Given request
Look below. Copy each line that has "React" in it.

Given records
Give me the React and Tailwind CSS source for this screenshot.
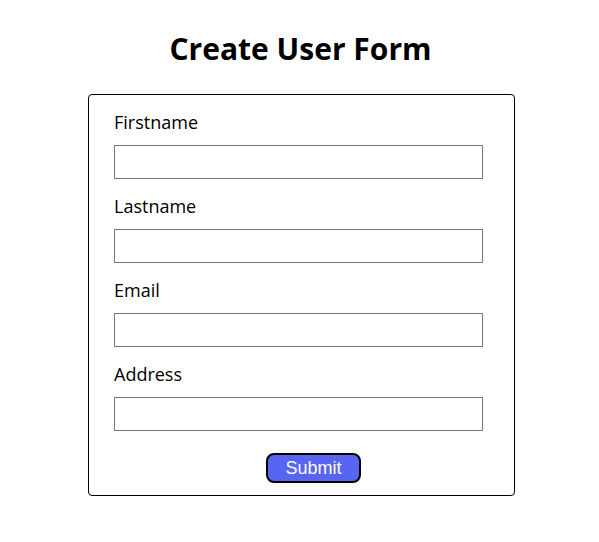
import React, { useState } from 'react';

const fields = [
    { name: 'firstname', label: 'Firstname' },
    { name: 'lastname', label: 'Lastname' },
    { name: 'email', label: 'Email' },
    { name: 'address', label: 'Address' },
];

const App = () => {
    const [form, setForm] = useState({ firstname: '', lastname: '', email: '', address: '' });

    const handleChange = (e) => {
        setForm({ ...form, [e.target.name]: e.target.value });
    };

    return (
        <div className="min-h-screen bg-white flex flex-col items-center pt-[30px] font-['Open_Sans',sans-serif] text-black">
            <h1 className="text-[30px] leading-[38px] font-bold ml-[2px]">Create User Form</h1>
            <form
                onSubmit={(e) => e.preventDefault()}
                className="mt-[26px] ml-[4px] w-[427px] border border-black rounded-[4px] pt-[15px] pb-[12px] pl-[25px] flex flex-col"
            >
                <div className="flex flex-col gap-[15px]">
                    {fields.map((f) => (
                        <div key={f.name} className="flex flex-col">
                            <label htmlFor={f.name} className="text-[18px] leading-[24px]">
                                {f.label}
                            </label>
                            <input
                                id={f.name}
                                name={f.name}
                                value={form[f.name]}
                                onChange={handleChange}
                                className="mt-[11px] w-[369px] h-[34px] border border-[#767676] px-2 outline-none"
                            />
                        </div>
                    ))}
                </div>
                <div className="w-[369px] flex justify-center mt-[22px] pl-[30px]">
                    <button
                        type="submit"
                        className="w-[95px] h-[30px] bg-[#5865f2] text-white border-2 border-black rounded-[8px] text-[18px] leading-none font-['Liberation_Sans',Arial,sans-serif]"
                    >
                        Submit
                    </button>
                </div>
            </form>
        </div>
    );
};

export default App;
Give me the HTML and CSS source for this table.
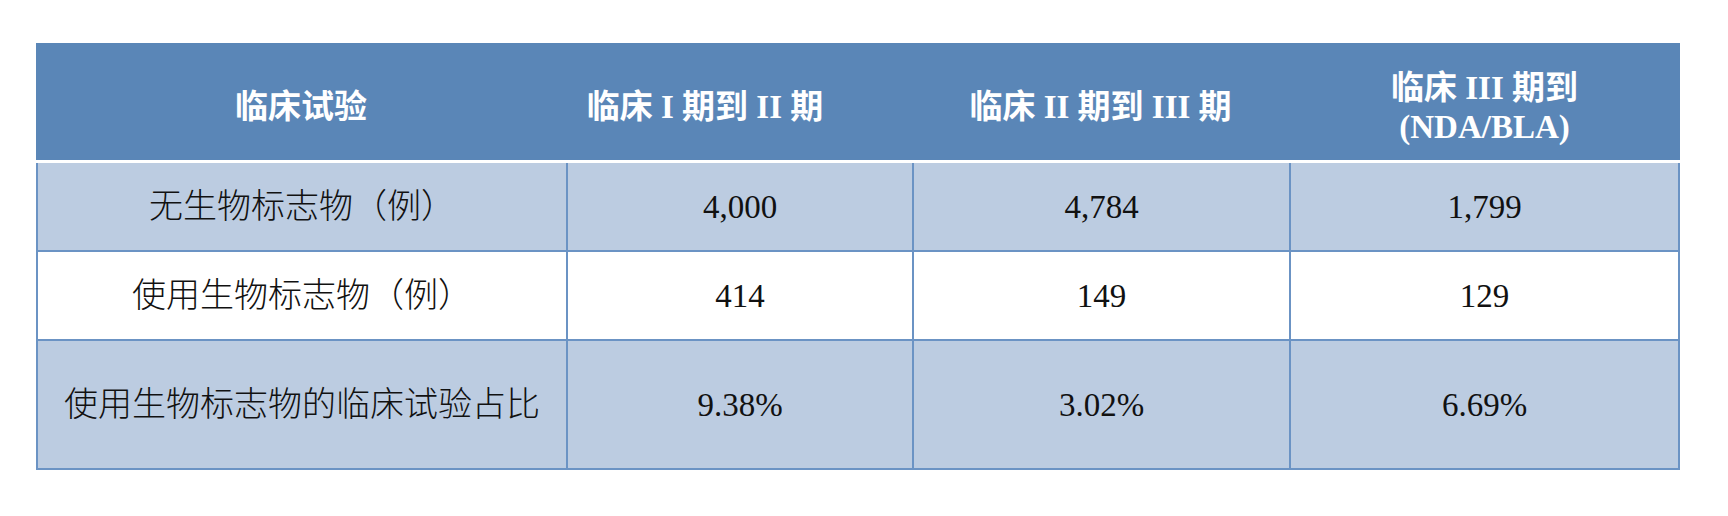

Written response
Give me the React and Tailwind CSS source for this screenshot.
import React, { useState } from 'react';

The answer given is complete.